The MQ-9 Reaper is a 4.7 ton, 11.6 meters (36 foot) long aircraft with a 21.3 meters (66 foot) wingspan that looks like the MQ-1. It has six hard points and can carry 682 kg (1,500 pounds) of weapons. These include Hellfire missiles (up to eight), two Sidewinder or two AMRAAM air-to-air missiles, two Maverick missiles, or two 227 kg (500 pound) smart bombs (laser or GPS guided). Max speed is 400 kilometers an hour, and max endurance is 15 hours. The Reaper is considered a combat aircraft and able to replace F-16s or A-10s in many situations.
The U.S. Army MQ-1C Gray Eagle weighs 1.5 tons, carries 136 kg (300 pounds) of sensors internally and up to 227 kg of sensors or weapons externally. It has an endurance of up to 36 hours and a top speed of 270 kilometers an hour. Gray Eagle has a wingspan of 18 meters (56 feet) and is 9 meters (28 feet) long. The Gray Eagle can land and take off automatically and carry four Hellfire missiles (compared to two on the Predator).
In 2012, the air force decided to cancel its MQ-X project. This was an effort to develop a replacement for the MQ-9 Reaper. Instead, more money will be invested in developing technology to analyze the enormous quantity of data already generated by its UAVs. For decades the army and navy have complained of the long delays in getting photos taken by air force recon aircraft, and this is now a higher priority.
At the moment, the "next generation Reaper" role will be taken by the existing Avenger ("Predator C"). This 8 ton jet powered aircraft was developed privately by the firm that makes the Predator and Reaper UAVs that MQ-X was to replace. Avenger took its first flight in early 2009. The air force has sent at least one Avenger to Afghanistan. Avenger test flights so far have been encouraging enough for the air force to informally adopt Avenger as the base design for a next generation “Reaper.” Avenger can carry 1.6 tons of weapons or sensors and a slightly larger prototype was recently built, with more to come.
Development of the Avenger began a decade ago. The U.S. Navy has also been impressed and particularly interested in using Avenger to replace the soon-to-be-retired EA-6Bs in their most dangerous attack missions. The air force likes the ability to arm Avenger with a smart bomb, including the 900 kg (2,000 pound) GBU-34 penetrator version.

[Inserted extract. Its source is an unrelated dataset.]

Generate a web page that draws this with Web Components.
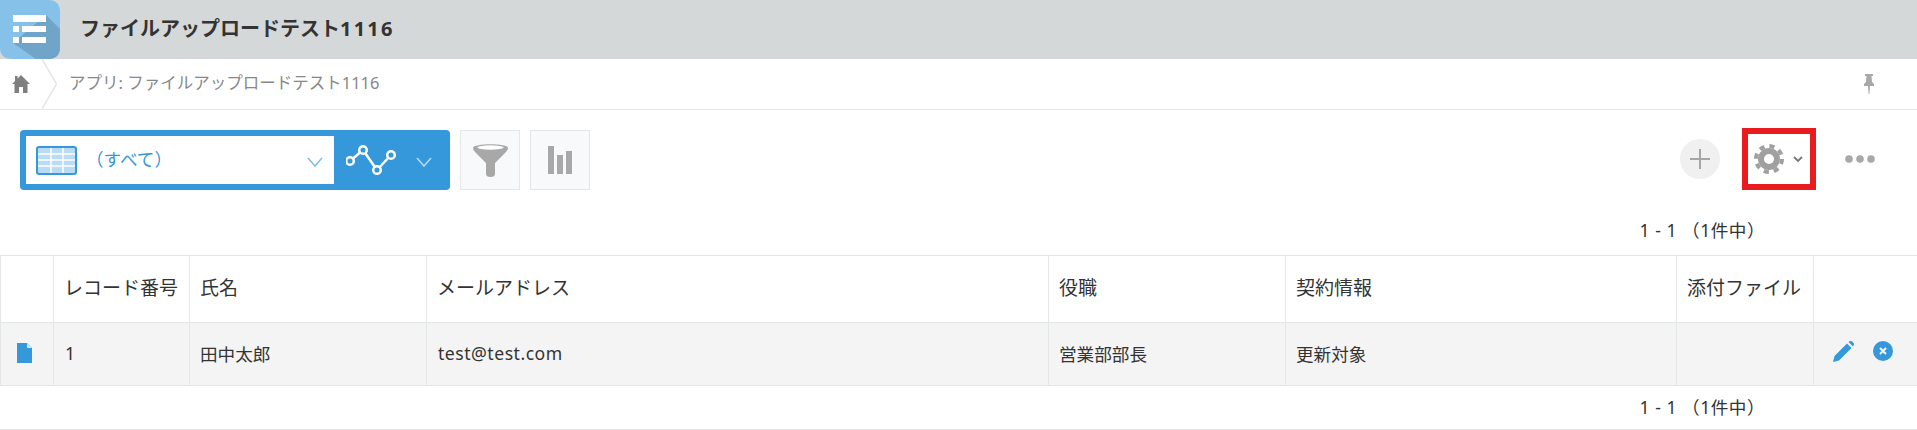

Avenger looks like a larger jet powered version of the 5 ton Reaper. Avenger is 13.2 meters (41 feet) long, with a 20.1 meter (66 foot) wingspan, and built to be stealthy. The V shaped tail and smooth lines of the swept wing aircraft will make it difficult to detect by radar. There is a humpbacked structure on top of the aircraft for the engine air intake. There is an internal bomb bay to hold about a ton of weapons, sensors, or additional fuel to provide another 2 hours of flying time (in addition to the standard 20 hours endurance). The 4,800 pound thrust engine is designed to minimize the heat signature that sensors can pick up. Total payload for the first version was 1.36 tons (3,000 pounds). Cruising speed is 740 kilometers an hour. The Avenger is designed to fly high (up to 20,000 meters/60,000 feet) and cross oceans. Until 2009, the Avenger didn't officially exist and was a "black" (secret) program. Avenger is, like Reaper, a combat UAV that will often carry weapons as well as sensors. Each Avenger costs about $15 million. The Avenger B would probably be a little larger and more expensive. The air force has not yet revealed their wish list of changes for Avenger B.